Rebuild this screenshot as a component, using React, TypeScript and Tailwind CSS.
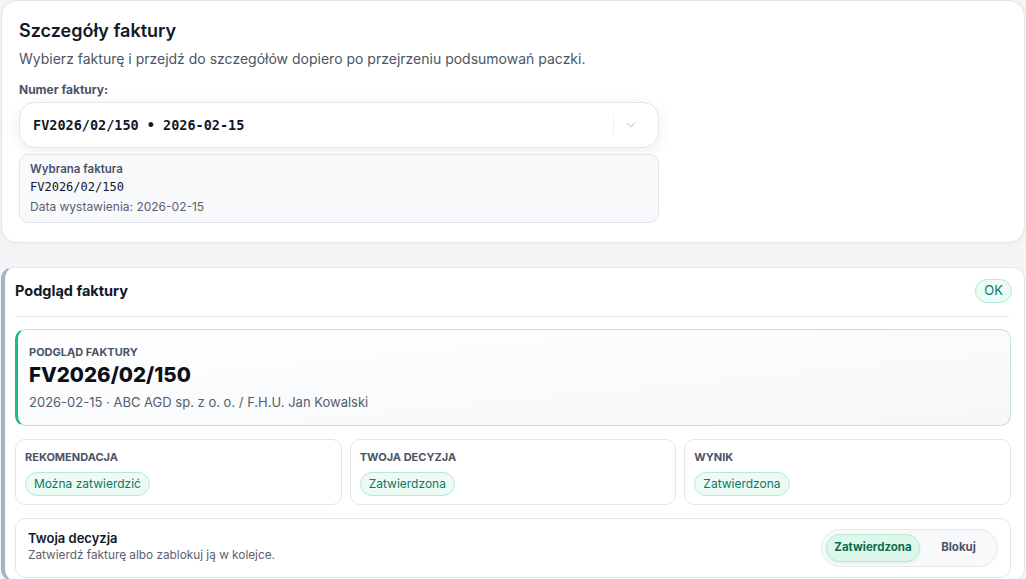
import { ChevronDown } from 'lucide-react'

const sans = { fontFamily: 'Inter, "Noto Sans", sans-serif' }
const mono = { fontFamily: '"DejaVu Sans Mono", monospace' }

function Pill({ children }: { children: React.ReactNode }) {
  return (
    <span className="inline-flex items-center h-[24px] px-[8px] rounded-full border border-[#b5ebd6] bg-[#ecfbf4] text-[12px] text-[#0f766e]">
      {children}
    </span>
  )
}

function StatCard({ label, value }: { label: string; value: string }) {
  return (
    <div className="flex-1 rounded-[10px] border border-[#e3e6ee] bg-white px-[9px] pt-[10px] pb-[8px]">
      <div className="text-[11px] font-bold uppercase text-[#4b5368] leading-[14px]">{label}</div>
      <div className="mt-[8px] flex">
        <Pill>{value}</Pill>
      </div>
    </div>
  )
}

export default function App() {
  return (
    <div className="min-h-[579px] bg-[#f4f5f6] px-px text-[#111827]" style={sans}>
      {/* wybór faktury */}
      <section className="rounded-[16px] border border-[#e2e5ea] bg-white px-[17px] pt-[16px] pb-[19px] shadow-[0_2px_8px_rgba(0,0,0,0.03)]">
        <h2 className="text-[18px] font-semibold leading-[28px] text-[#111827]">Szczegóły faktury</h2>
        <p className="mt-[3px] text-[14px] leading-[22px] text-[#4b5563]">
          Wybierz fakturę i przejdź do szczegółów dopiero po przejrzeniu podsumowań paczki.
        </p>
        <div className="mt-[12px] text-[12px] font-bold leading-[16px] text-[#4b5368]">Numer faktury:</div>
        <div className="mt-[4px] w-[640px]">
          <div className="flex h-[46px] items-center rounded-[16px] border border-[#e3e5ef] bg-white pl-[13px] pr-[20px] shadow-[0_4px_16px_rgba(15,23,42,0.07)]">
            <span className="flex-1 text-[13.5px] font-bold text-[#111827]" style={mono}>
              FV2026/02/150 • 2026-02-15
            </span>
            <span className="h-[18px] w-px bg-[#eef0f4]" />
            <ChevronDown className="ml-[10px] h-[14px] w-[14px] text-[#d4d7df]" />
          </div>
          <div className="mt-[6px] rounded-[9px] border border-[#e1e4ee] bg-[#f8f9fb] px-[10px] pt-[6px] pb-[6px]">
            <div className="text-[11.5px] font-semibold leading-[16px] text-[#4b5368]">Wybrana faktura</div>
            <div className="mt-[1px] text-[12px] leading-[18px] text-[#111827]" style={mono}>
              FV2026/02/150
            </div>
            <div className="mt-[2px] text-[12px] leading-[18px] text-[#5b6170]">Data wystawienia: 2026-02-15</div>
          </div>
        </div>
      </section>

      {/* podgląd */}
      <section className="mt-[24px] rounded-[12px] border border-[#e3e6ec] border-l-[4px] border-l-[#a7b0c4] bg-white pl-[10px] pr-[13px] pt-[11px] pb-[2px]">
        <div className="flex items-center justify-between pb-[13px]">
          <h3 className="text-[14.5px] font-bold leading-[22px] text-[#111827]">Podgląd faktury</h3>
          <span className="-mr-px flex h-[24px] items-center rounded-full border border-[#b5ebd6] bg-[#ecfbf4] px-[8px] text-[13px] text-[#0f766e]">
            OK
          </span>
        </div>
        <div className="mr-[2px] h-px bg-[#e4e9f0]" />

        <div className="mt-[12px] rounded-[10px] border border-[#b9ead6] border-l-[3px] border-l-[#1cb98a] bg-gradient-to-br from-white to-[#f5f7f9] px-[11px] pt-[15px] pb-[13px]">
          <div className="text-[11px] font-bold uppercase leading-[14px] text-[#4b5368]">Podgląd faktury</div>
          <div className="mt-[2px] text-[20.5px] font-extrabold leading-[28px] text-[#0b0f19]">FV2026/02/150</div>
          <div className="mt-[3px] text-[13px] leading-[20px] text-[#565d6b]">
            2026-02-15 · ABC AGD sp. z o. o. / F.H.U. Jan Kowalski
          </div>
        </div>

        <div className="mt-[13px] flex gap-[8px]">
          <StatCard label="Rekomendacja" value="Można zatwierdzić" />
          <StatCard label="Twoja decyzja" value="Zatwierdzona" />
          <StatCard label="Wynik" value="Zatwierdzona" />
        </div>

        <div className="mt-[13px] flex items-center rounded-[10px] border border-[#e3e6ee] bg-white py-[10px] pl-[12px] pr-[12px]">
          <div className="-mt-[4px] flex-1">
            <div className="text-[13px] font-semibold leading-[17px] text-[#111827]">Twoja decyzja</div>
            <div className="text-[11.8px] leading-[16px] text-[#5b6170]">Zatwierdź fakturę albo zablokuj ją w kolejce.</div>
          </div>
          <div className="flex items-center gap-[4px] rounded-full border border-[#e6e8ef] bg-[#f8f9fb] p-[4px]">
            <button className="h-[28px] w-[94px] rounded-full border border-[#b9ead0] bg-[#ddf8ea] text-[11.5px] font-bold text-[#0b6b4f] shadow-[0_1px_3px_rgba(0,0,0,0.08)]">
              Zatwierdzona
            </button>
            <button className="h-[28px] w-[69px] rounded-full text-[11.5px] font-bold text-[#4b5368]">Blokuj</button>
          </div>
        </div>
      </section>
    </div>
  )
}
* * * * * * *
**Written exercise**.
Give an exact copy of the material, leaving out every picture.

**The answer**.
Rebuild this screenshot as a component, using React, TypeScript and Tailwind CSS.
import { ChevronDown } from 'lucide-react'

const sans = { fontFamily: 'Inter, "Noto Sans", sans-serif' }
const mono = { fontFamily: '"DejaVu Sans Mono", monospace' }

function Pill({ children }: { children: React.ReactNode }) {
  return (
    <span className="inline-flex items-center h-[24px] px-[8px] rounded-full border border-[#b5ebd6] bg-[#ecfbf4] text-[12px] text-[#0f766e]">
      {children}
    </span>
  )
}

function StatCard({ label, value }: { label: string; value: string }) {
  return (
    <div className="flex-1 rounded-[10px] border border-[#e3e6ee] bg-white px-[9px] pt-[10px] pb-[8px]">
      <div className="text-[11px] font-bold uppercase text-[#4b5368] leading-[14px]">{label}</div>
      <div className="mt-[8px] flex">
        <Pill>{value}</Pill>
      </div>
    </div>
  )
}

export default function App() {
  return (
    <div className="min-h-[579px] bg-[#f4f5f6] px-px text-[#111827]" style={sans}>
      {/* wybór faktury */}
      <section className="rounded-[16px] border border-[#e2e5ea] bg-white px-[17px] pt-[16px] pb-[19px] shadow-[0_2px_8px_rgba(0,0,0,0.03)]">
        <h2 className="text-[18px] font-semibold leading-[28px] text-[#111827]">Szczegóły faktury</h2>
        <p className="mt-[3px] text-[14px] leading-[22px] text-[#4b5563]">
          Wybierz fakturę i przejdź do szczegółów dopiero po przejrzeniu podsumowań paczki.
        </p>
        <div className="mt-[12px] text-[12px] font-bold leading-[16px] text-[#4b5368]">Numer faktury:</div>
        <div className="mt-[4px] w-[640px]">
          <div className="flex h-[46px] items-center rounded-[16px] border border-[#e3e5ef] bg-white pl-[13px] pr-[20px] shadow-[0_4px_16px_rgba(15,23,42,0.07)]">
            <span className="flex-1 text-[13.5px] font-bold text-[#111827]" style={mono}>
              FV2026/02/150 • 2026-02-15
            </span>
            <span className="h-[18px] w-px bg-[#eef0f4]" />
            <ChevronDown className="ml-[10px] h-[14px] w-[14px] text-[#d4d7df]" />
          </div>
          <div className="mt-[6px] rounded-[9px] border border-[#e1e4ee] bg-[#f8f9fb] px-[10px] pt-[6px] pb-[6px]">
            <div className="text-[11.5px] font-semibold leading-[16px] text-[#4b5368]">Wybrana faktura</div>
            <div className="mt-[1px] text-[12px] leading-[18px] text-[#111827]" style={mono}>
              FV2026/02/150
            </div>
            <div className="mt-[2px] text-[12px] leading-[18px] text-[#5b6170]">Data wystawienia: 2026-02-15</div>
          </div>
        </div>
      </section>

      {/* podgląd */}
      <section className="mt-[24px] rounded-[12px] border border-[#e3e6ec] border-l-[4px] border-l-[#a7b0c4] bg-white pl-[10px] pr-[13px] pt-[11px] pb-[2px]">
        <div className="flex items-center justify-between pb-[13px]">
          <h3 className="text-[14.5px] font-bold leading-[22px] text-[#111827]">Podgląd faktury</h3>
          <span className="-mr-px flex h-[24px] items-center rounded-full border border-[#b5ebd6] bg-[#ecfbf4] px-[8px] text-[13px] text-[#0f766e]">
            OK
          </span>
        </div>
        <div className="mr-[2px] h-px bg-[#e4e9f0]" />

        <div className="mt-[12px] rounded-[10px] border border-[#b9ead6] border-l-[3px] border-l-[#1cb98a] bg-gradient-to-br from-white to-[#f5f7f9] px-[11px] pt-[15px] pb-[13px]">
          <div className="text-[11px] font-bold uppercase leading-[14px] text-[#4b5368]">Podgląd faktury</div>
          <div className="mt-[2px] text-[20.5px] font-extrabold leading-[28px] text-[#0b0f19]">FV2026/02/150</div>
          <div className="mt-[3px] text-[13px] leading-[20px] text-[#565d6b]">
            2026-02-15 · ABC AGD sp. z o. o. / F.H.U. Jan Kowalski
          </div>
        </div>

        <div className="mt-[13px] flex gap-[8px]">
          <StatCard label="Rekomendacja" value="Można zatwierdzić" />
          <StatCard label="Twoja decyzja" value="Zatwierdzona" />
          <StatCard label="Wynik" value="Zatwierdzona" />
        </div>

        <div className="mt-[13px] flex items-center rounded-[10px] border border-[#e3e6ee] bg-white py-[10px] pl-[12px] pr-[12px]">
          <div className="-mt-[4px] flex-1">
            <div className="text-[13px] font-semibold leading-[17px] text-[#111827]">Twoja decyzja</div>
            <div className="text-[11.8px] leading-[16px] text-[#5b6170]">Zatwierdź fakturę albo zablokuj ją w kolejce.</div>
          </div>
          <div className="flex items-center gap-[4px] rounded-full border border-[#e6e8ef] bg-[#f8f9fb] p-[4px]">
            <button className="h-[28px] w-[94px] rounded-full border border-[#b9ead0] bg-[#ddf8ea] text-[11.5px] font-bold text-[#0b6b4f] shadow-[0_1px_3px_rgba(0,0,0,0.08)]">
              Zatwierdzona
            </button>
            <button className="h-[28px] w-[69px] rounded-full text-[11.5px] font-bold text-[#4b5368]">Blokuj</button>
          </div>
        </div>
      </section>
    </div>
  )
}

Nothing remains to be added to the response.